**GIVEN INFORMATION:**
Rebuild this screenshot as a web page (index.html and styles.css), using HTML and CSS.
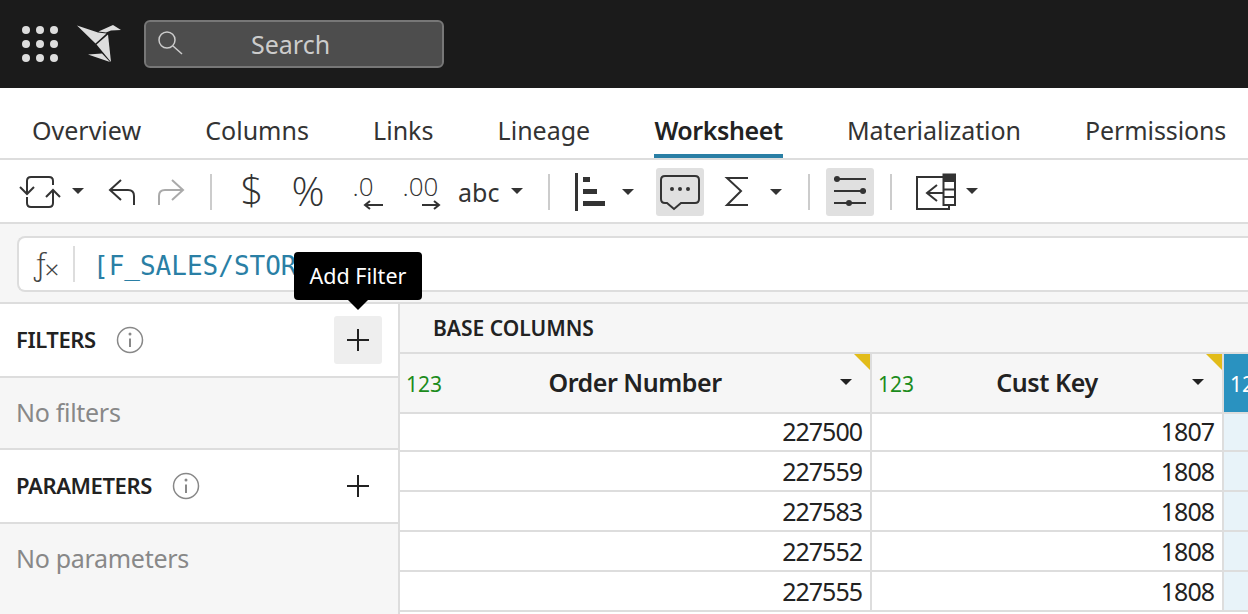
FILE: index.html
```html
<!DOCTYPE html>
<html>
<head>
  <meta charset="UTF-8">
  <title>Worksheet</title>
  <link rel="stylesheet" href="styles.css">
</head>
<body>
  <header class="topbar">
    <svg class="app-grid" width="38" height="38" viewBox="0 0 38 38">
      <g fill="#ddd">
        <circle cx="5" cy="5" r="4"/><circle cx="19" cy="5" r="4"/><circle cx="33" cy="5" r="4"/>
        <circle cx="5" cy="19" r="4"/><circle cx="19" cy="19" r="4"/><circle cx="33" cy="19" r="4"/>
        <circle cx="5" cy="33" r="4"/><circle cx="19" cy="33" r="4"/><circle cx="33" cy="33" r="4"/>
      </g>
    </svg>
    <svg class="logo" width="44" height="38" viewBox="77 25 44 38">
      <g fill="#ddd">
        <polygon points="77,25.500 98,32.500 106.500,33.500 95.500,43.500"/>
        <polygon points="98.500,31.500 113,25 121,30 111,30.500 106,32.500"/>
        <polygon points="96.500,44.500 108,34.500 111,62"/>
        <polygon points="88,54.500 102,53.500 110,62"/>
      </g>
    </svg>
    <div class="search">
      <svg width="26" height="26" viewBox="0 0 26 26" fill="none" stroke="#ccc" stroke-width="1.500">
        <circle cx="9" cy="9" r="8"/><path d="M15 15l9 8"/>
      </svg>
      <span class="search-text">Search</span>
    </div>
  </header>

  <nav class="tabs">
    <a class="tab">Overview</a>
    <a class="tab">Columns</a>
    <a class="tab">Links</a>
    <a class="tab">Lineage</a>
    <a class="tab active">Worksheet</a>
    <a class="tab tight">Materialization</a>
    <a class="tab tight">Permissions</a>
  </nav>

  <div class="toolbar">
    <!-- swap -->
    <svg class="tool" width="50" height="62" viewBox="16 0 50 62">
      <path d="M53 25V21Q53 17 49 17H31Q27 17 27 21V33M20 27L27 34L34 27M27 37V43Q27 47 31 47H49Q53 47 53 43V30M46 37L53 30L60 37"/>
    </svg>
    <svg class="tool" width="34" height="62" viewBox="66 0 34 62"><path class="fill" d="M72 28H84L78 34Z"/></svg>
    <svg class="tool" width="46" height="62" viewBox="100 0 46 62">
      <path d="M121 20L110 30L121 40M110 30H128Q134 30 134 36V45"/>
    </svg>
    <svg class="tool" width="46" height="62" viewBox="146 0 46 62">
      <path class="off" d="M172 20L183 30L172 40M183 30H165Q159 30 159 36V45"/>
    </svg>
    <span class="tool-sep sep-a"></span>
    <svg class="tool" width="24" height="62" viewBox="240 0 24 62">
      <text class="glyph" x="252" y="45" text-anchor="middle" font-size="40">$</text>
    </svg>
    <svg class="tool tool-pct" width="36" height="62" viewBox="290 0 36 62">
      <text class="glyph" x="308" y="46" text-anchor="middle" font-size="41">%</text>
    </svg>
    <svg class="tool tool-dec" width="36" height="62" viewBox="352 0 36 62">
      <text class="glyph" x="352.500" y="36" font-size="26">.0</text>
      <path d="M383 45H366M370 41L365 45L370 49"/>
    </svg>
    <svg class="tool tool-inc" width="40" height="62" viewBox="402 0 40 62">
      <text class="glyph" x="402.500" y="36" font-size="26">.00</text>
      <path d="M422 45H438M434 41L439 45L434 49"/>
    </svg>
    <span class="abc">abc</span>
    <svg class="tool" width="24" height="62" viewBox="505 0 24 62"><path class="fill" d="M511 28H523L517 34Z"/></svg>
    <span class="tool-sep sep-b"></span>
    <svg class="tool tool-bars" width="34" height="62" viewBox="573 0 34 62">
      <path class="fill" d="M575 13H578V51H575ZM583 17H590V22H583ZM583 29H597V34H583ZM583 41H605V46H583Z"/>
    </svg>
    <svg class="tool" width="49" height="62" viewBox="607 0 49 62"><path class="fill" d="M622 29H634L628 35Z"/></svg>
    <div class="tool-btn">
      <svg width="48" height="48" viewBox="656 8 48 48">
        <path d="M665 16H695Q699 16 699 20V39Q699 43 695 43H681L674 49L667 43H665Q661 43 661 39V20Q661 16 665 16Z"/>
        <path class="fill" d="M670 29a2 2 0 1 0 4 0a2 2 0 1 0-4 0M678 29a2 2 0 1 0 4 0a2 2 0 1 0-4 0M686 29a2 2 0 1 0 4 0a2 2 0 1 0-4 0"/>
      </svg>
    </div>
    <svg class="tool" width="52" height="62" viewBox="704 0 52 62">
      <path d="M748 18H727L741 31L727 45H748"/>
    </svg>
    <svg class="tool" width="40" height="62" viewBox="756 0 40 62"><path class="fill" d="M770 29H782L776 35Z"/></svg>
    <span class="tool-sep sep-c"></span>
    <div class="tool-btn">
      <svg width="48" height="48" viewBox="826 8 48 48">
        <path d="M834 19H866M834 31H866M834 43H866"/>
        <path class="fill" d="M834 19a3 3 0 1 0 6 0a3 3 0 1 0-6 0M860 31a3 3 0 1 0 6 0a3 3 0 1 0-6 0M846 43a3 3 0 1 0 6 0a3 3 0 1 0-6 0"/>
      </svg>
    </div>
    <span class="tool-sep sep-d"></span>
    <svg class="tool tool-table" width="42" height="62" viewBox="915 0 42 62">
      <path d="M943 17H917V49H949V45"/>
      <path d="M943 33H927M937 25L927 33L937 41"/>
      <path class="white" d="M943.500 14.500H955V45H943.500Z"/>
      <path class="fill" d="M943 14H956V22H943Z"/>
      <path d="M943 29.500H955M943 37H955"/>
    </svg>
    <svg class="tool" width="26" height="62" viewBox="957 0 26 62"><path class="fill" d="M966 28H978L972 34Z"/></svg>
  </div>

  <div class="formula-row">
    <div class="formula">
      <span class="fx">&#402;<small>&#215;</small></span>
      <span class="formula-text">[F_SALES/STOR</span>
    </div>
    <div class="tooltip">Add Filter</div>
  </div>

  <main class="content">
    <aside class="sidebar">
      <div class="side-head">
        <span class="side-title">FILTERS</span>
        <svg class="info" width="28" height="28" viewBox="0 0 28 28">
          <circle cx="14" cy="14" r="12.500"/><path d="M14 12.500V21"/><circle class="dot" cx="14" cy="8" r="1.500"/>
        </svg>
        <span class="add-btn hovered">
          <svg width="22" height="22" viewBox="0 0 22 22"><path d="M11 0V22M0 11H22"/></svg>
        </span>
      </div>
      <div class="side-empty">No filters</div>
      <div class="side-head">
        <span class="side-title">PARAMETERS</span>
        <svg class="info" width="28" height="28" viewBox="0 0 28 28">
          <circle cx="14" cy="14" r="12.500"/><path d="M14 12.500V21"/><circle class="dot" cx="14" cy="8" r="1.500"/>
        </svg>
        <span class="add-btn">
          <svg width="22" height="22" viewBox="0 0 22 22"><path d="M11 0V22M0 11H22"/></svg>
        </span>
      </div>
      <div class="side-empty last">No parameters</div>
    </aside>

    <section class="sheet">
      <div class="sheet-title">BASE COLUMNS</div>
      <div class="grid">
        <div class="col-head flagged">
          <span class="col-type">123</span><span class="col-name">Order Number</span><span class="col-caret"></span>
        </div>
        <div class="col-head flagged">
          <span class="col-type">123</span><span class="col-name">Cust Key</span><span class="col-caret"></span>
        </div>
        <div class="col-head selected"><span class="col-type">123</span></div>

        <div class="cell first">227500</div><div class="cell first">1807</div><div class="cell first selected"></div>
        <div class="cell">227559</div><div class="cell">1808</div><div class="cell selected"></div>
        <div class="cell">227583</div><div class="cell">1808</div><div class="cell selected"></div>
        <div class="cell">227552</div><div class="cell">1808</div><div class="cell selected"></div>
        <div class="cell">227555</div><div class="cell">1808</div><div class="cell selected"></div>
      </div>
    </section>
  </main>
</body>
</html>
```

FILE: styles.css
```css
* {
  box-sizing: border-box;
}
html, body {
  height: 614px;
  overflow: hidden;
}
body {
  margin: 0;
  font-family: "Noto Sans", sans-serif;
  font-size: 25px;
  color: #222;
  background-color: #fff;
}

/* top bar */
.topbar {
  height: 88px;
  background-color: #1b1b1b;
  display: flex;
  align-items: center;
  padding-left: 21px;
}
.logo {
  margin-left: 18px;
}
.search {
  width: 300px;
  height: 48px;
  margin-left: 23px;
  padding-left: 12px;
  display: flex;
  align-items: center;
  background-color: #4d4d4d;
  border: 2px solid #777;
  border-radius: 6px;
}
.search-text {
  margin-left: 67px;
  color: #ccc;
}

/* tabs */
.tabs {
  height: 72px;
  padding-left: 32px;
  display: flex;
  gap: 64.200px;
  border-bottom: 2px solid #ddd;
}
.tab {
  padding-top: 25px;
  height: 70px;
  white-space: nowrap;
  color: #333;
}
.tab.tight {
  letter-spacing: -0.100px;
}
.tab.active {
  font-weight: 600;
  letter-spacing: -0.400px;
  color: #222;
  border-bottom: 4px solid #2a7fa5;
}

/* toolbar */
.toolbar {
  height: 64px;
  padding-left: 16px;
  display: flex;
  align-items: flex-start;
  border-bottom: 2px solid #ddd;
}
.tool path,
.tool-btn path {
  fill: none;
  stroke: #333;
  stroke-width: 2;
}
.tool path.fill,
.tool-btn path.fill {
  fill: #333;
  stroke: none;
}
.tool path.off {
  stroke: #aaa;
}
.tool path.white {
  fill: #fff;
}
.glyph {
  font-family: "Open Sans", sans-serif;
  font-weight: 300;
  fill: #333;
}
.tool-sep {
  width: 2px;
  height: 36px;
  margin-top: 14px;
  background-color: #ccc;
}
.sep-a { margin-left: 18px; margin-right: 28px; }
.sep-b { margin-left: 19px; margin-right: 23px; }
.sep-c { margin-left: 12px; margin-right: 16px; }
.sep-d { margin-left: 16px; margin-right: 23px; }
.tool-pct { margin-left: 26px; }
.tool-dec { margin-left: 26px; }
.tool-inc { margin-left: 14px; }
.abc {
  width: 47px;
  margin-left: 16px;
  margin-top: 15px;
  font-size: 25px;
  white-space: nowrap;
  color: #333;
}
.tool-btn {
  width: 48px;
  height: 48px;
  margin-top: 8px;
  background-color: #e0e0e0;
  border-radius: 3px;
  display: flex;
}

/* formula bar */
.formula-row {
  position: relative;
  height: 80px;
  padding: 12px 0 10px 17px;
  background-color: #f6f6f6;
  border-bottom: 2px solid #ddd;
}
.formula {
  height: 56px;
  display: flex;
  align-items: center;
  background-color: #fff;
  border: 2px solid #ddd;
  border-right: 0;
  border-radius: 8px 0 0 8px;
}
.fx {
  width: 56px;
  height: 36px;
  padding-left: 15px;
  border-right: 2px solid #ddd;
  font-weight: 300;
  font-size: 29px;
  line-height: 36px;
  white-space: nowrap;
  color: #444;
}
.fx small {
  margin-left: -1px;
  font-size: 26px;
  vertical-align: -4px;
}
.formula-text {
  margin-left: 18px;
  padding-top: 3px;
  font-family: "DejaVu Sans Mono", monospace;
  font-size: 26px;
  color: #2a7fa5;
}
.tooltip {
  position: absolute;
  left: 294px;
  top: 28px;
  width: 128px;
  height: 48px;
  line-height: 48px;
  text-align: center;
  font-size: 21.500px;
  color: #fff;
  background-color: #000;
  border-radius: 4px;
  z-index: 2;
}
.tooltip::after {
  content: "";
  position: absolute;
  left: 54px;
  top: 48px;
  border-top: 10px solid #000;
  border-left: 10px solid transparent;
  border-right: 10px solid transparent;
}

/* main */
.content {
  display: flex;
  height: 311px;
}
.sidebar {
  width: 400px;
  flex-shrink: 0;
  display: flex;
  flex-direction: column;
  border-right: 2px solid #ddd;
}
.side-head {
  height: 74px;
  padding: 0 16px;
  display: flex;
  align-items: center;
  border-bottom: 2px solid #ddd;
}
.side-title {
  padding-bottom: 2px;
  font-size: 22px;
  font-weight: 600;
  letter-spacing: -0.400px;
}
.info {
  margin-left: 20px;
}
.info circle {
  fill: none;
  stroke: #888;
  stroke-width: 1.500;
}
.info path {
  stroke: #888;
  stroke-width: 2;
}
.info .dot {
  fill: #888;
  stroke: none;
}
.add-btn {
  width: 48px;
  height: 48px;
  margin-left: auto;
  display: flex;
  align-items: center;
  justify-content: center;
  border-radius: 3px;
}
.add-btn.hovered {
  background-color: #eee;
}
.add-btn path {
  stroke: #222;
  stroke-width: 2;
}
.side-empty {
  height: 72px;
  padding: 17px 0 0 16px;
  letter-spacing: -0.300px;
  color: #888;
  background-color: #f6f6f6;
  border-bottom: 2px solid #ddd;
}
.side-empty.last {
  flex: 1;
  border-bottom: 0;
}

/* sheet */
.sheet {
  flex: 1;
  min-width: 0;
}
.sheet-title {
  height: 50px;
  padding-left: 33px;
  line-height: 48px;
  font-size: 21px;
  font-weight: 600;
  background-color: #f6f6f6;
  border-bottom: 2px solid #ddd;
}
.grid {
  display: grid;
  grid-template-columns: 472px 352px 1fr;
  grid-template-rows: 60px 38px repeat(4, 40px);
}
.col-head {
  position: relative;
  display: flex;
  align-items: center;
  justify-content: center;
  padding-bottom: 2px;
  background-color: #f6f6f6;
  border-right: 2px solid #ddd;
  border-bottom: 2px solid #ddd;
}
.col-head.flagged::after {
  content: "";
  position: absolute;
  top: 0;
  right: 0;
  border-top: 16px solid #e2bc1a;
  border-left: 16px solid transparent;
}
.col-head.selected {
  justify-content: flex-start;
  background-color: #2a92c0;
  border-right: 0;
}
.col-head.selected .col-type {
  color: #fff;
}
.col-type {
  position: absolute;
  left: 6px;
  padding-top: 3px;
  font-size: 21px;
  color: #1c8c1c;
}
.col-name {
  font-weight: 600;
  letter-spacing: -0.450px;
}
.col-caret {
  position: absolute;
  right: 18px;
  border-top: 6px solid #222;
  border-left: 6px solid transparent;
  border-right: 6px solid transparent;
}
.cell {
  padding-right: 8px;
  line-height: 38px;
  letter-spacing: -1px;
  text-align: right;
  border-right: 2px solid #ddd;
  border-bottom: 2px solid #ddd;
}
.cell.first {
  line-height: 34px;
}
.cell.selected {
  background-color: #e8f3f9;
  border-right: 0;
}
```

**EXERCISE DETAILS:** Report only the number of lines that hold the word "styles".

**REPLY:** 3